(Dataset rows)

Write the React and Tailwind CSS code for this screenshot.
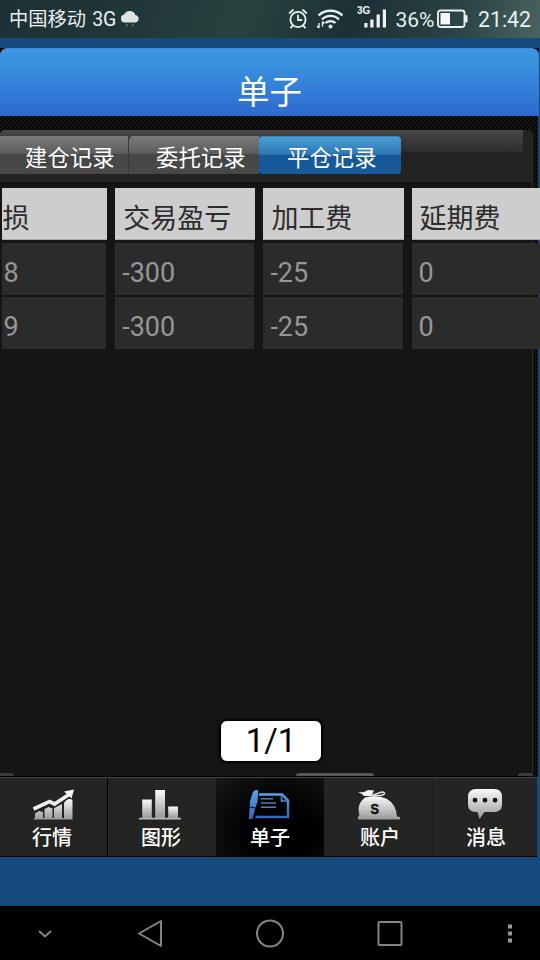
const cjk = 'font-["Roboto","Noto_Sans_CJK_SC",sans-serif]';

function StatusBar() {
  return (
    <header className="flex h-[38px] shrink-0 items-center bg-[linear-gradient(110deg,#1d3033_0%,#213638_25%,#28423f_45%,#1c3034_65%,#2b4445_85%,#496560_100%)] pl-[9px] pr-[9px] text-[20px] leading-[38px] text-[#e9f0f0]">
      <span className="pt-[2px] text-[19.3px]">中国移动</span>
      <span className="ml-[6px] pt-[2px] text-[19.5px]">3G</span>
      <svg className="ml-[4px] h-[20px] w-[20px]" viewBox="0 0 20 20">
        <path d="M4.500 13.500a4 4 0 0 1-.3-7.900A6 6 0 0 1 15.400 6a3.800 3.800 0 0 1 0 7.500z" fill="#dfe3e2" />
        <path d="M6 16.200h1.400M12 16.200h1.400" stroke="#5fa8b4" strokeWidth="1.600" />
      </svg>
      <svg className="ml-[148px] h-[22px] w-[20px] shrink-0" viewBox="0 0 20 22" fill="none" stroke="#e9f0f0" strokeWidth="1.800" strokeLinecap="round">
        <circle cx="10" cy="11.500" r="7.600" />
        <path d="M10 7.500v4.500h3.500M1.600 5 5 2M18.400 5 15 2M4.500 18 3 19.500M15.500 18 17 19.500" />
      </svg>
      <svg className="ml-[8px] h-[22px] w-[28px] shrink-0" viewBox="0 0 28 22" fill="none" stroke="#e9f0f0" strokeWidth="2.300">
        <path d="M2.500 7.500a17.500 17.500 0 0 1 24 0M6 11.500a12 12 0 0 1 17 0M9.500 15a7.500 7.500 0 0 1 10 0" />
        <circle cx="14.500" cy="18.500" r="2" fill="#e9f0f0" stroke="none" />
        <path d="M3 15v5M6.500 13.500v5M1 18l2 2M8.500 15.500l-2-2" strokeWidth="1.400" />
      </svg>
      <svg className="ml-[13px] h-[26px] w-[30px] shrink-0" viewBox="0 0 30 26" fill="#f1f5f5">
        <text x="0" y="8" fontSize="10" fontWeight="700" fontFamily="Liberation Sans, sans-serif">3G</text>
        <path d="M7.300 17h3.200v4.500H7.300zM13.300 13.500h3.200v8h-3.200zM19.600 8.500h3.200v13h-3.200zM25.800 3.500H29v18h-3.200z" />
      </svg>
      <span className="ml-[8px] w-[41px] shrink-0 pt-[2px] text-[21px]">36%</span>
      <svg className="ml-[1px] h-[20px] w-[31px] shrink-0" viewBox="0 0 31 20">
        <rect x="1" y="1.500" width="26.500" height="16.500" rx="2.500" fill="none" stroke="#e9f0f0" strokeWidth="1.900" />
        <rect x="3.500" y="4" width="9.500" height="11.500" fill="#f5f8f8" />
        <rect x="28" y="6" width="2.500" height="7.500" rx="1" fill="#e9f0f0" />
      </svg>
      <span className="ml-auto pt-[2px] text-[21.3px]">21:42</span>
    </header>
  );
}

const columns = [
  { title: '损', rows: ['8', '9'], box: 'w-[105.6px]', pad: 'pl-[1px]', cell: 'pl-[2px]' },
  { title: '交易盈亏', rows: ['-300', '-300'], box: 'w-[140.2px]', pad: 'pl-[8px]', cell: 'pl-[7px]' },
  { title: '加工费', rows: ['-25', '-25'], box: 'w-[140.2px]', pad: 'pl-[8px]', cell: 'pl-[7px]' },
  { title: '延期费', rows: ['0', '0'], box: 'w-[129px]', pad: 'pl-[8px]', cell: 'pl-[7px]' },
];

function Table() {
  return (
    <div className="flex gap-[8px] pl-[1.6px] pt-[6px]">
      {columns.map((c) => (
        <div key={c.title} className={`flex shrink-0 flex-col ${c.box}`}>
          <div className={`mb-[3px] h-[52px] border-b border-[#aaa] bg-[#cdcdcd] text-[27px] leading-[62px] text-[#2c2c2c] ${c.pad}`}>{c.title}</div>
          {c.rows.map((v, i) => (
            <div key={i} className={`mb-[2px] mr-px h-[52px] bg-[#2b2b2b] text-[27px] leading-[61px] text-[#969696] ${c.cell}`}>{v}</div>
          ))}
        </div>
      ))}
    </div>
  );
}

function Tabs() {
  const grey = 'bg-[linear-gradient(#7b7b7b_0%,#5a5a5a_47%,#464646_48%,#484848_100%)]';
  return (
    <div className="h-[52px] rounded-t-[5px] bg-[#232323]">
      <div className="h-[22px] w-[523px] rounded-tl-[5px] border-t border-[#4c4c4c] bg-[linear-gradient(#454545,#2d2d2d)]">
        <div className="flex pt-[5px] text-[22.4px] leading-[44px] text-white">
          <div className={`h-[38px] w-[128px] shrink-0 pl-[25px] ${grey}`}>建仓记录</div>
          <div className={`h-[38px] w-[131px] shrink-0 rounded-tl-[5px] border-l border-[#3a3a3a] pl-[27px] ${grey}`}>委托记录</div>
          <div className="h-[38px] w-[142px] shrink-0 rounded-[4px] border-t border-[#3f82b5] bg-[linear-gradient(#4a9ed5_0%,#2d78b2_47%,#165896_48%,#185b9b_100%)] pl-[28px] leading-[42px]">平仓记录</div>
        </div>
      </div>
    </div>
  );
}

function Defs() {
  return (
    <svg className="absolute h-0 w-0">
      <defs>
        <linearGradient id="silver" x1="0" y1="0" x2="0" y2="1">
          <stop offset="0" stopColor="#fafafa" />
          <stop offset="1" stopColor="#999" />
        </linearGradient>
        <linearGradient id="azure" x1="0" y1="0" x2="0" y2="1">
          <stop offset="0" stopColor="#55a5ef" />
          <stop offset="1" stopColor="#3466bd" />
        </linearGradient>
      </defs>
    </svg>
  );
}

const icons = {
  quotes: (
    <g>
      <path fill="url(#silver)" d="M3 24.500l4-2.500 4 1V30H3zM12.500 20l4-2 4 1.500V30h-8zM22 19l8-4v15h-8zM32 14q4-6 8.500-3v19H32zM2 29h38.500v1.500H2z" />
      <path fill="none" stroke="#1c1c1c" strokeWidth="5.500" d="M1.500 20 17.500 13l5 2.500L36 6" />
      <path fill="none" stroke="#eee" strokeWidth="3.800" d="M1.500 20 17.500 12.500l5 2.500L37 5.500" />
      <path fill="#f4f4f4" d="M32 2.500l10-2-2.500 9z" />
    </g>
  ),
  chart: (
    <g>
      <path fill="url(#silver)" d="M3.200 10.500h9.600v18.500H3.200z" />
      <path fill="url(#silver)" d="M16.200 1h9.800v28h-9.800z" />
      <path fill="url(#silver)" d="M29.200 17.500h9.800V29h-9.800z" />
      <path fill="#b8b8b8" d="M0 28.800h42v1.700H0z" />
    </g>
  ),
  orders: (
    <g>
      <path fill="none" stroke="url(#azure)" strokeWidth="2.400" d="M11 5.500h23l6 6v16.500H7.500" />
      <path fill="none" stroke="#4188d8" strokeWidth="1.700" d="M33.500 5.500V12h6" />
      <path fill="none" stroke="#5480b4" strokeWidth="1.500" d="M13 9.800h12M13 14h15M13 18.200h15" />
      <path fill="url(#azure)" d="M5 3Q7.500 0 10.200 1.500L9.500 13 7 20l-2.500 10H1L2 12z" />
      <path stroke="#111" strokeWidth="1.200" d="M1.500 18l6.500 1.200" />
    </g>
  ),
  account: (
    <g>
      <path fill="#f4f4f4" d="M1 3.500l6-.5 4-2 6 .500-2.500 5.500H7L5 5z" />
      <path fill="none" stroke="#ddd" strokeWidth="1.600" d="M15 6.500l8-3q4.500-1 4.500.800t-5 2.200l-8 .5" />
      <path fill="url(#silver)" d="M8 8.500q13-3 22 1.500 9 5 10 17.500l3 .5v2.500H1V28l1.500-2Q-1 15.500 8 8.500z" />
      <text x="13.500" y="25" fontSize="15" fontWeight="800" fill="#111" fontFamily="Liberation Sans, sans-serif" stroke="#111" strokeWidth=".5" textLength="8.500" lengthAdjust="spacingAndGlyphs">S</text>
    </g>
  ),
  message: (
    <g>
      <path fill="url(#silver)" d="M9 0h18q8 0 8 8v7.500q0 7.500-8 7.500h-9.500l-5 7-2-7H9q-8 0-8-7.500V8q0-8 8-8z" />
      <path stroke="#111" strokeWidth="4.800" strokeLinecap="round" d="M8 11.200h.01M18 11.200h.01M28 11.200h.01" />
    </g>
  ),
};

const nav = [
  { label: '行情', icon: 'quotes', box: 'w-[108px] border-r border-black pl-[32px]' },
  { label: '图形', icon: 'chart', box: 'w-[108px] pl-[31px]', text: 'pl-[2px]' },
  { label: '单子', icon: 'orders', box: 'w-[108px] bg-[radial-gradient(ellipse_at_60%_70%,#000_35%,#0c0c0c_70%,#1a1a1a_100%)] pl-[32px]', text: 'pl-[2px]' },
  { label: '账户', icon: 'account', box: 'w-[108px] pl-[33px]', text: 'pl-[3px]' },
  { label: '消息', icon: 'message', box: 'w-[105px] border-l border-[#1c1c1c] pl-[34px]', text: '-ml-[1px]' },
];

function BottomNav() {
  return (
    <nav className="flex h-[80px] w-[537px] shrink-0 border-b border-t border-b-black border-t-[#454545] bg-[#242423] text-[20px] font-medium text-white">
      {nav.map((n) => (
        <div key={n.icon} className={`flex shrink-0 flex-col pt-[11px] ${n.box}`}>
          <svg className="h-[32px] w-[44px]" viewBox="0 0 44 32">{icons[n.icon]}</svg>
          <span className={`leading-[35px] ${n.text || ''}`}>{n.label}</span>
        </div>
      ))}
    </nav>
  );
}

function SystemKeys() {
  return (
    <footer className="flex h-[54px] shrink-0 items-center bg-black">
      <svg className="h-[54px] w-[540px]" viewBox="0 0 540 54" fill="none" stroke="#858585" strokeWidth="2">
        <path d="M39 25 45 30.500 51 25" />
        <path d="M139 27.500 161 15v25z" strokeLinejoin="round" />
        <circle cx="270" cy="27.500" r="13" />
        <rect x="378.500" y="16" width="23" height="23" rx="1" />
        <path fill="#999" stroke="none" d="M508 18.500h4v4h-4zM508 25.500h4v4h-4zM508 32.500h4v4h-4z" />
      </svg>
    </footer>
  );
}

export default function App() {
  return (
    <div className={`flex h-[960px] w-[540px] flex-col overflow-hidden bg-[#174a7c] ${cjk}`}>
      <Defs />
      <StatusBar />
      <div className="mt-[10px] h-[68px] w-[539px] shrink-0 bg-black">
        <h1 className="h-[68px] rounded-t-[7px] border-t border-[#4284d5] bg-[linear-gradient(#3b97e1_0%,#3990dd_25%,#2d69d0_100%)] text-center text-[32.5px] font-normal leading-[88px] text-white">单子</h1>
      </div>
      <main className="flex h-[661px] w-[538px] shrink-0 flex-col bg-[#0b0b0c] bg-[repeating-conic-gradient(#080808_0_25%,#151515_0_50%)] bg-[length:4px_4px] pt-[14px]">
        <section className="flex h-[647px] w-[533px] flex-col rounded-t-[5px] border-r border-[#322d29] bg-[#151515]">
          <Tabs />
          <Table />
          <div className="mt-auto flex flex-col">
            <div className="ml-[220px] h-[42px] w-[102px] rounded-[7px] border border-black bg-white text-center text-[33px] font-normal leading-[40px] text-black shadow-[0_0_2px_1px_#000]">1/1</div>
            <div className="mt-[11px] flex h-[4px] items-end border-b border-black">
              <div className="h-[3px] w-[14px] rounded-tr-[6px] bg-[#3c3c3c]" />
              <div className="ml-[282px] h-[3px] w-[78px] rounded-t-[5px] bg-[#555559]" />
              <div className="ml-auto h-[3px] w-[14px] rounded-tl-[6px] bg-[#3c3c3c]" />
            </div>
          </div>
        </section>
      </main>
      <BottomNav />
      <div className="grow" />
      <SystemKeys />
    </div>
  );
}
...
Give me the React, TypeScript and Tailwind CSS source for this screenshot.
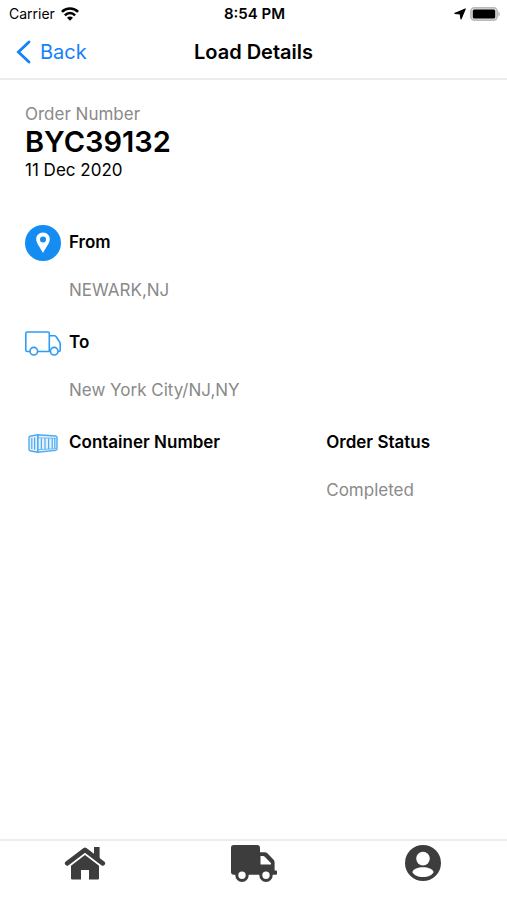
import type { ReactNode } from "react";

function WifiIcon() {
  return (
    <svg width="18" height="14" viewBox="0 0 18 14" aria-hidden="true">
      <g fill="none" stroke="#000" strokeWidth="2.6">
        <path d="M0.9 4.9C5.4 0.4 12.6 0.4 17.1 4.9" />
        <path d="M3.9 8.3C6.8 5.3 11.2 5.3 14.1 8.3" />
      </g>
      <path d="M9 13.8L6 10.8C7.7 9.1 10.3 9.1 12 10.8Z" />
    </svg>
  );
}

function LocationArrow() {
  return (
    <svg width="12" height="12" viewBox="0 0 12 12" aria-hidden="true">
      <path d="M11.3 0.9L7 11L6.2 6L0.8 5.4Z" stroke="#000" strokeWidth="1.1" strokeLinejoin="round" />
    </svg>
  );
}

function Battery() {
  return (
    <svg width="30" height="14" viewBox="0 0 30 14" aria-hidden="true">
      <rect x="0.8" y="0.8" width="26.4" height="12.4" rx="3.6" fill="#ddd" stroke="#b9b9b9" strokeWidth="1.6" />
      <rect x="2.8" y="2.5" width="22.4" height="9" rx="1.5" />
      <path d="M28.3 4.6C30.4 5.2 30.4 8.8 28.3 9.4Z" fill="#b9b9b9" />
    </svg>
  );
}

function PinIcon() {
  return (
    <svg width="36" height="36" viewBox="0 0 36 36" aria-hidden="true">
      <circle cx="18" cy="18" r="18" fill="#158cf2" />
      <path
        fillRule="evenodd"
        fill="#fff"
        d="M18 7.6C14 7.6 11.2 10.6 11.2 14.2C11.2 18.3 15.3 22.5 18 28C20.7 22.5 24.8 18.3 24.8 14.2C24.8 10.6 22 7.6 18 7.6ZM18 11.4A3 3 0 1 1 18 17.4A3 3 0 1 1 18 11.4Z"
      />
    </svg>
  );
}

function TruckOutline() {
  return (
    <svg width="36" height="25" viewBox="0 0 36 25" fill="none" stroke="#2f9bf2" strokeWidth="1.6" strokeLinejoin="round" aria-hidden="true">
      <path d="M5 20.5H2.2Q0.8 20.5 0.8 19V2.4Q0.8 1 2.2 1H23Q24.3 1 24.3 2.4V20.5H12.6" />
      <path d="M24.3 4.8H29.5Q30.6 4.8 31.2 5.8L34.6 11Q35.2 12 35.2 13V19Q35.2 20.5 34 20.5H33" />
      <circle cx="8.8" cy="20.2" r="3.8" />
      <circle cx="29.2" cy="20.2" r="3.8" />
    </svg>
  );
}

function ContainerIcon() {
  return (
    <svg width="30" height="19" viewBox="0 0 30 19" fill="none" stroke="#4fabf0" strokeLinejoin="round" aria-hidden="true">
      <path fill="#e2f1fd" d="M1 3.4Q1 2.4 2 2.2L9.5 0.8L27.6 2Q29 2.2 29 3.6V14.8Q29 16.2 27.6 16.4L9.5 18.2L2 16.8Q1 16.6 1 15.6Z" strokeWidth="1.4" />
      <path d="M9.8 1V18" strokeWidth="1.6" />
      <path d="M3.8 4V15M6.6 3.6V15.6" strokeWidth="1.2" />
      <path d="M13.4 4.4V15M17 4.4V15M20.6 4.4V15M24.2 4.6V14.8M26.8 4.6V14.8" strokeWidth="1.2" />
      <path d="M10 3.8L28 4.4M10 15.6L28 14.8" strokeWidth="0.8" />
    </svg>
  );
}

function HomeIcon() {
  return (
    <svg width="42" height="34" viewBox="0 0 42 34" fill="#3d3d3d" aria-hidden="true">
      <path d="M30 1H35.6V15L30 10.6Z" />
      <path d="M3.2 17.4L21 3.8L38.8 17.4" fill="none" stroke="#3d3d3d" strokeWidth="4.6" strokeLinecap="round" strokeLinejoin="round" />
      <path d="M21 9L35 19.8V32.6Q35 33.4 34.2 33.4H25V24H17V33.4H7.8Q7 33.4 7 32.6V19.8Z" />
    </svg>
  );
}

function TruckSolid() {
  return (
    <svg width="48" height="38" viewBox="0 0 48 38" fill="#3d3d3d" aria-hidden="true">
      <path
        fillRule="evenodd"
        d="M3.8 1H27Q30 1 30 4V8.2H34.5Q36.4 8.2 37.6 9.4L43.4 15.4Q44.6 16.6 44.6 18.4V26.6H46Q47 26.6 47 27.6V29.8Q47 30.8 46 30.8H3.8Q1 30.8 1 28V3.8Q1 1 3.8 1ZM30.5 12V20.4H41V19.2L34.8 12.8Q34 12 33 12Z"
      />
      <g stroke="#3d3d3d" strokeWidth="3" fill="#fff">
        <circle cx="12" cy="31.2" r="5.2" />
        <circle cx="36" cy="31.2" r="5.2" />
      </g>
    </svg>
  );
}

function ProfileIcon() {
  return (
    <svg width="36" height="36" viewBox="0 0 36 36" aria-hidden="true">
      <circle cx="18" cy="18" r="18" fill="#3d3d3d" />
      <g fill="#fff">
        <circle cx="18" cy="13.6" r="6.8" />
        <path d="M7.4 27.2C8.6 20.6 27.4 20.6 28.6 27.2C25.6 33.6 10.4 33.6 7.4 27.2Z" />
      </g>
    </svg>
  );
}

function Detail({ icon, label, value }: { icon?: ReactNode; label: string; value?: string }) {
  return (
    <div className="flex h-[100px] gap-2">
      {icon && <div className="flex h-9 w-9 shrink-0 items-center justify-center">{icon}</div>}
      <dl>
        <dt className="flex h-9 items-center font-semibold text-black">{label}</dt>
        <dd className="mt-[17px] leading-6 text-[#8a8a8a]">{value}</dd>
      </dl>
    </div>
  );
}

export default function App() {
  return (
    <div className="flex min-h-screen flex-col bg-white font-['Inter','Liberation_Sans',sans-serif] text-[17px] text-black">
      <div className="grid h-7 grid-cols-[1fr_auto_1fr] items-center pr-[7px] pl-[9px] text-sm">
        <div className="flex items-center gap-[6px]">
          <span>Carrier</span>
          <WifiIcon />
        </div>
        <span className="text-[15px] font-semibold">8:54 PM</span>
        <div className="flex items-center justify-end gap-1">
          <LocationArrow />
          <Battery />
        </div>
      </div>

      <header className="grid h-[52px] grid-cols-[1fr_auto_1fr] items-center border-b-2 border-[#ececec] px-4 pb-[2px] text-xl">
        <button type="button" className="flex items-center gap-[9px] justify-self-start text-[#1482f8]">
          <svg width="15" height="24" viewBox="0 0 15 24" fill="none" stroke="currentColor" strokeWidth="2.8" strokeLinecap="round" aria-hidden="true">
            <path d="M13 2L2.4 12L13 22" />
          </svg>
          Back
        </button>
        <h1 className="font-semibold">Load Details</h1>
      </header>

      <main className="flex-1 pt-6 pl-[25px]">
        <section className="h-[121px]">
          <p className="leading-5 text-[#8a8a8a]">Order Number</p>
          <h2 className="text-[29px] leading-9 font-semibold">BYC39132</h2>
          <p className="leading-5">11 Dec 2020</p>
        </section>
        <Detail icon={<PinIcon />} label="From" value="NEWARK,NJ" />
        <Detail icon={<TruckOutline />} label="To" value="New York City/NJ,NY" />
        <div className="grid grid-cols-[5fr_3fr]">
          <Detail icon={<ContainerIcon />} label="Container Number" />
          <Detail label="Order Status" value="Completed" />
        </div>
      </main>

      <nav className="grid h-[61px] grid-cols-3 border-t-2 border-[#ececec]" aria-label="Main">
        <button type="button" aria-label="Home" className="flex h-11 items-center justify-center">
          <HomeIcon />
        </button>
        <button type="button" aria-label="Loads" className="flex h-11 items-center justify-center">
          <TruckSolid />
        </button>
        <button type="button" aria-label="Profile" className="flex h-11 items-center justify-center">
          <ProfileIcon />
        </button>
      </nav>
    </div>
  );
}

→ What you are asked to do:
Filter the data for the string "this" and copy every line that has it.

→ Written solution:
Write the React and Tailwind CSS code for this screenshot.
Give me the React, TypeScript and Tailwind CSS source for this screenshot.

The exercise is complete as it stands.